Synergistically optimizing the electrocatalytic performance of IrO2 with double doping and bi-directional strains for acidic oxygen evolution reaction

Abstract

Because of the strong acidic environment and oxidative conditions, realizing highly active and stable iridium (Ir)-based electrocatalysts toward oxygen evolution reaction (OER) in a proton exchange membrane (PEM) electrolyzer is still a big challenge to overcome. To solve this problem, a novel core–shell structured Tm_0.1Sb_0.2Ir_0.7O_x@TB-IrO_x nanocatalyst with bi-directional (shear and axial) strains was fabricated. It only needs a low overpotential of 192 mV (10 mA cm⁻²) for OER in acidic electrolytes with impressive stability, exceeding most recently reported Ir-based electrocatalysts. Moreover, Tm_0.1Sb_0.2Ir_0.7O_x@TB-IrO_x exhibits an exceptionally high mass activity of 3.36 A mg_Ir⁻¹ (η = 270 mV).

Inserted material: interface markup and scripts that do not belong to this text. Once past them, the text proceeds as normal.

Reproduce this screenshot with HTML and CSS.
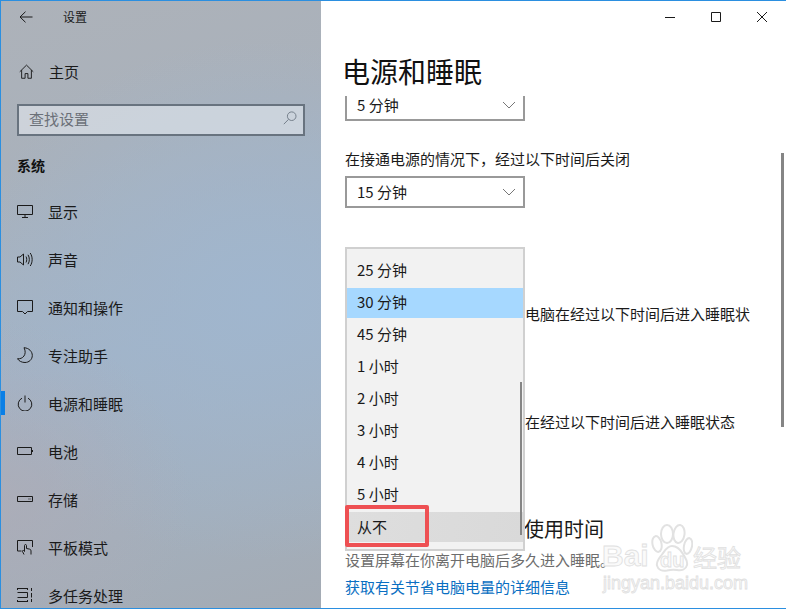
FILE: index.html
```html
<!DOCTYPE html>
<html lang="zh-CN">
<head>
<meta charset="utf-8">
<title>设置</title>
<link rel="stylesheet" href="styles.css">
</head>
<body>
<div class="window">
  <aside class="sidebar">
    <div class="titlebar">
      <svg class="back" viewBox="0 0 14 12"><path d="M6.500 .7 1 6l5.500 5.300M1 6h12.500"/></svg>
      <span class="apptitle">设置</span>
    </div>
    <div class="home">
      <svg class="ico" viewBox="0 0 16 16"><path d="M.8 8.300 8 1.200l7.200 7.100M2.800 6.500v8.700h3.700v-5h3v5h3.700V6.500"/></svg>
      <span>主页</span>
    </div>
    <div class="search">
      <span>查找设置</span>
      <svg class="mag" viewBox="0 0 14 14"><circle cx="8.700" cy="5.200" r="4.300"/><path d="M5.600 8.300 .8 13.200"/></svg>
    </div>
    <div class="group">系统</div>
    <nav class="nav">
      <div class="item"><svg class="ico" viewBox="0 0 16 16"><path d="M.5 2.500h15v9H.5zM8 11.500v3M5 14.500h6"/></svg><span>显示</span></div>
      <div class="item"><svg class="ico" viewBox="0 0 16 16"><path d="M.5 6h2.500l3.500-3v11l-3.500-3H.5zM9 5.500c1 1.800 1 4.200 0 6M11 3.800c1.800 2.800 1.800 6.600 0 9.400M13.200 2c2.600 3.800 2.600 9.200 0 13"/></svg><span>声音</span></div>
      <div class="item"><svg class="ico" viewBox="0 0 16 16"><path d="M.5 1.500h15v11h-5l-2.500 2.500-2.500-2.500h-5z"/></svg><span>通知和操作</span></div>
      <div class="item"><svg class="ico" viewBox="0 0 16 16"><path d="M7 .7C12 1 15.300 4.500 15.300 8.500c0 4-3.300 7-7.300 7-3.300 0-6-1.400-7.500-3.800C5.500 12.500 10.500 7.500 7 .7z"/></svg><span>专注助手</span></div>
      <div class="item active"><svg class="ico" viewBox="0 0 16 16"><path d="M5 3.200a6.800 6.800 0 1 0 6 0M8 .5v7"/></svg><span>电源和睡眠</span></div>
      <div class="item"><svg class="ico" viewBox="0 0 16 16"><path d="M.5 4.500h14v7H.5zM15.500 7v2"/></svg><span>电池</span></div>
      <div class="item"><svg class="ico" viewBox="0 0 16 16"><path d="M.5 5.500h15v5H.5zM11.500 8h1M13.500 8h.6"/></svg><span>存储</span></div>
      <div class="item"><svg class="ico" viewBox="0 0 16 16"><path d="M4.500 12H.5V1.500h15V8M7 15.500l-1.500-3c-.4-1 .7-1.500 1.300-.8l.7.800V6.500c0-1.300 2-1.300 2 0V9.500l3 .6c1 .2 1.500.8 1.500 1.700v3.700"/></svg><span>平板模式</span></div>
      <div class="item"><svg class="ico" viewBox="0 0 16 16"><path d="M.5 1.500h10M.5 14.500h10M.5 1v2M10.500 1v2M.5 13v2M10.500 13v2M.5 5.500h10v5H.5M14.500 1v3M14.500 6v4.500M14.500 12v3"/></svg><span>多任务处理</span></div>
    </nav>
  </aside>
  <main class="content">
    <div class="winbar">
      <svg class="wbtn" viewBox="0 0 12 12"><path d="M1 6.500h10"/></svg>
      <svg class="wbtn" viewBox="0 0 12 12"><path d="M1.500 1.500h9v9h-9z"/></svg>
      <svg class="wbtn" viewBox="0 0 12 12"><path d="M1 1l10 10M11 1 1 11"/></svg>
    </div>
    <h1 class="heading">电源和睡眠</h1>
    <div class="scroll">
      <div class="select clipped"><span>5 分钟</span><svg class="chev" viewBox="0 0 14 8"><path d="M1 1l6 6 6-6"/></svg></div>
      <p class="label">在接通电源的情况下，经过以下时间后关闭</p>
      <div class="select"><span>15 分钟</span><svg class="chev" viewBox="0 0 14 8"><path d="M1 1l6 6 6-6"/></svg></div>
      <p class="side first">电脑在经过以下时间后进入睡眠状</p>
      <p class="side second">在经过以下时间后进入睡眠状态</p>
      <h2 class="sub">使用时间</h2>
      <p class="desc">设置屏幕在你离开电脑后多久进入睡眠。</p>
      <a class="link" href="#">获取有关节省电脑电量的详细信息</a>
      <div class="pagebar"></div>
      <div class="popup">
        <div class="opt">25 分钟</div>
        <div class="opt sel">30 分钟</div>
        <div class="opt">45 分钟</div>
        <div class="opt">1 小时</div>
        <div class="opt">2 小时</div>
        <div class="opt">3 小时</div>
        <div class="opt">4 小时</div>
        <div class="opt">5 小时</div>
        <div class="opt hover">从不</div>
        <div class="popbar"></div>
      </div>
      <div class="mark"></div>
    </div>
    <div class="wm">
      <svg class="paw" viewBox="0 0 42 48">
        <ellipse cx="6" cy="20" rx="4.500" ry="8" transform="rotate(-12 6 20)"/>
        <ellipse cx="16" cy="10" rx="6" ry="9"/>
        <ellipse cx="28" cy="10" rx="5.500" ry="9" transform="rotate(8 28 10)"/>
        <ellipse cx="37" cy="22" rx="4" ry="8" transform="rotate(12 37 22)"/>
        <path d="M21 22c5 0 8 3 11 8s5 7 4 11-5 6-10 5c-3-.5-6-.5-10 .5-5 1-9-1-10-5s2-7 5-11 5-8.500 10-8.500z"/>
      </svg>
      <span class="wm-bai">Bai</span>
      <span class="wm-du">du</span>
      <span class="wm-jy">经验</span>
      <span class="wm-url">jingyan.baidu.com</span>
    </div>
  </main>
</div>
</body>
</html>
```
FILE: styles.css
```css
* { box-sizing: border-box; }
html, body { margin: 0; padding: 0; }
body { width: 786px; height: 609px; overflow: hidden; font-family: "Noto Sans CJK SC", "Noto Sans", sans-serif; color: #1a1a1a; background: #fff; }
svg { fill: none; stroke: currentColor; stroke-width: 1; flex: none; display: block; }

.window { display: flex; width: 786px; height: 609px; border: 1px solid #2b8fe0; border-width: 1px 0 1px 1px; overflow: hidden; }

.sidebar {
  width: 320px; flex: none; display: flex; flex-direction: column; overflow: hidden;
  background:
    radial-gradient(ellipse 190px 180px at 0 500px, rgba(178,170,178,.55), rgba(178,170,178,0)),
    radial-gradient(ellipse 300px 260px at 260px 300px, #a0b6ce, rgba(160,182,206,0)),
    linear-gradient(165deg, #adb2b9 0%, #a9b1bb 25%, #a2b3c6 55%, #a3afbc 82%, #a4abb4 100%);
}
.sidebar > * { flex: none; }
.titlebar { height: 31px; display: flex; align-items: center; }
.back { width: 14px; height: 12px; margin-left: 18px; }
.apptitle { margin-left: 30px; font-size: 12px; line-height: 16px; }
.home { margin-top: 24px; height: 32px; padding-bottom: 2px; display: flex; align-items: center; font-size: 15px; }
.home .ico { width: 15px; height: 15px; margin-left: 18px; }
.home span { margin-left: 15px; }
.ico { width: 16px; height: 16px; margin-left: 16px; }
.search { margin: 16px 0 0 16px; width: 288px; height: 32px; border: 2px solid #68737f; background: rgba(226,231,238,.62); display: flex; align-items: center; justify-content: space-between; padding: 0 6px 4px 10px; color: #6b7078; font-size: 15px; }
.mag { width: 14px; height: 14px; color: #76808c; }
.group { margin: 15px 0 0 16px; height: 28px; line-height: 28px; font-size: 14px; font-weight: 700; color: #111; }
.nav { margin-top: 8px; display: flex; flex-direction: column; }
.item { height: 48px; flex: none; display: flex; align-items: center; font-size: 15px; position: relative; }
.item span { margin-left: 15px; }
.item.active::before { content: ""; position: absolute; left: 0; top: 12px; width: 4px; height: 24px; background: #0a7fe6; }

.content { flex: 1; position: relative; background: #fff; min-width: 0; }
.winbar { height: 31px; display: flex; justify-content: flex-end; align-items: center; gap: 34px; padding-right: 18px; }
.wbtn { width: 12px; height: 12px; }
.heading { margin: 17px 0 0 21px; height: 44px; line-height: 44px; font-size: 28px; font-weight: 400; color: #111; }
.scroll { position: relative; height: 514px; margin-top: 3px; padding-left: 24px; overflow: hidden; }
.select { width: 180px; height: 32px; border: 2px solid #999; display: flex; align-items: center; justify-content: space-between; padding: 0 7px 0 10px; font-size: 15px; line-height: 18px; background: #fff; }
.select.clipped { margin-top: -7px; }
.chev { width: 14px; height: 8px; color: #777; }
.label { margin: 27px 0 0; font-size: 15px; line-height: 22px; height: 22px; }
.label + .select { margin-top: 6px; }
.side { margin: 0 0 0 180px; font-size: 15px; line-height: 22px; height: 22px; }
.side.first { margin-top: 95px; }
.side.second { margin-top: 86px; }
.sub { margin: 82px 0 0 179px; font-size: 20px; font-weight: 400; line-height: 28px; }
.desc { margin: 6px 0 0; font-size: 15px; line-height: 22px; color: #6d6d6d; }
.link { display: block; margin-top: 5px; font-size: 15px; line-height: 22px; color: #0a6fc2; text-decoration: none; }
.pagebar { position: absolute; right: 2px; top: 57px; width: 3px; height: 274px; background: #858585; }

.popup { position: absolute; left: 24px; top: 151px; width: 180px; height: 304px; background: #f2f2f2; border: 2px solid #d0d0d0; padding: 5px 0 0; }
.opt { height: 32px; line-height: 32px; padding-left: 10px; font-size: 15px; }
.opt.sel { background: #a6d8ff; margin-top: 2px; height: 30px; line-height: 28px; }
.opt.hover { background: linear-gradient(100deg, #dedede, #d9d9d9); margin-top: 2px; height: 30px; line-height: 30px; }
.popbar { position: absolute; right: 1px; top: 133px; width: 2px; height: 153px; background: #858585; }
.mark { position: absolute; left: 24px; top: 409px; width: 84px; height: 42px; border: 4px solid #ee5053; border-radius: 2px; }

.wm { position: absolute; left: 281px; top: 523px; width: 142px; height: 70px; pointer-events: none; color: #fafafa; font-family: "Liberation Sans", sans-serif; }
.wm span { position: absolute; white-space: nowrap; -webkit-text-stroke: .8px #e0e0e0; }
.paw { position: absolute; left: 49px; top: 0; width: 42px; height: 48px; fill: #fff; stroke: #e2e2e2; stroke-width: 2; }
.wm-bai { left: 0; top: 14px; font-weight: 700; font-size: 30px; line-height: 36px; }
.wm-du { left: 58px; top: 24px; font-weight: 700; font-size: 20px; line-height: 24px; }
.wm-jy { left: 91px; top: 18px; font-family: "Noto Sans CJK SC", sans-serif; font-size: 24px; line-height: 30px; }
.wm-url { left: 1px; top: 49px; font-size: 18px; line-height: 20px; }
```
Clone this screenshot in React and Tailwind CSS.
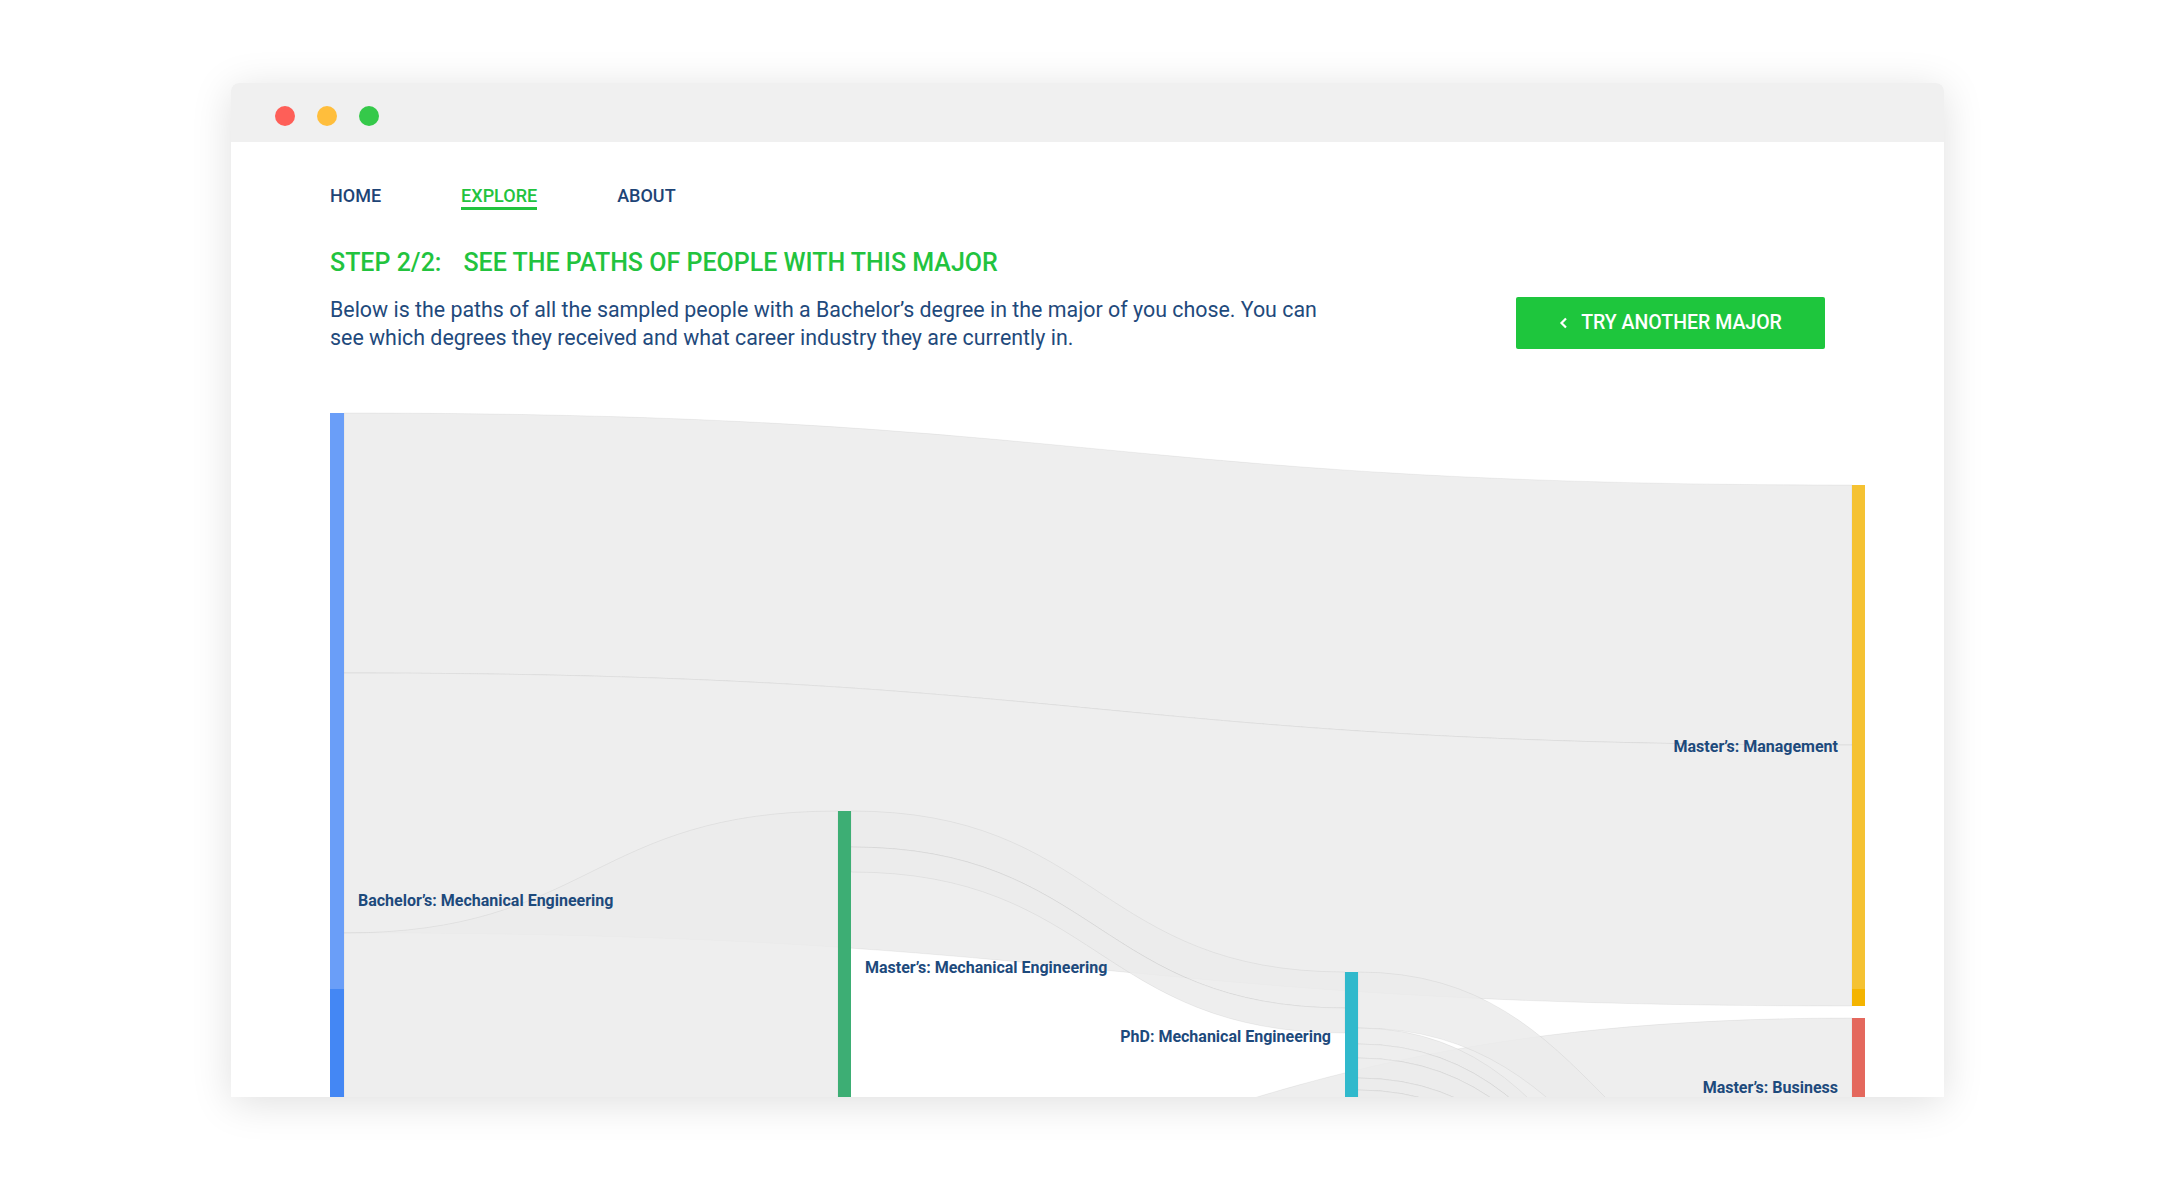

The enhanced catalytic activity resulted from the introduction of Tm, causing the Ir 5d band center (ε_d) to be closer to the Fermi level, which was demonstrated by theoretical calculations and microscopy characterizations. Additionally, a PEM electrolyzer adopting a Tm_0.1Sb_0.2Ir_0.7O_x@TB-IrO_x nanocatalyst indicates efficiency stability for a span of 500 hours and a cell voltage of 2.01 V to achieve 2 A cm⁻².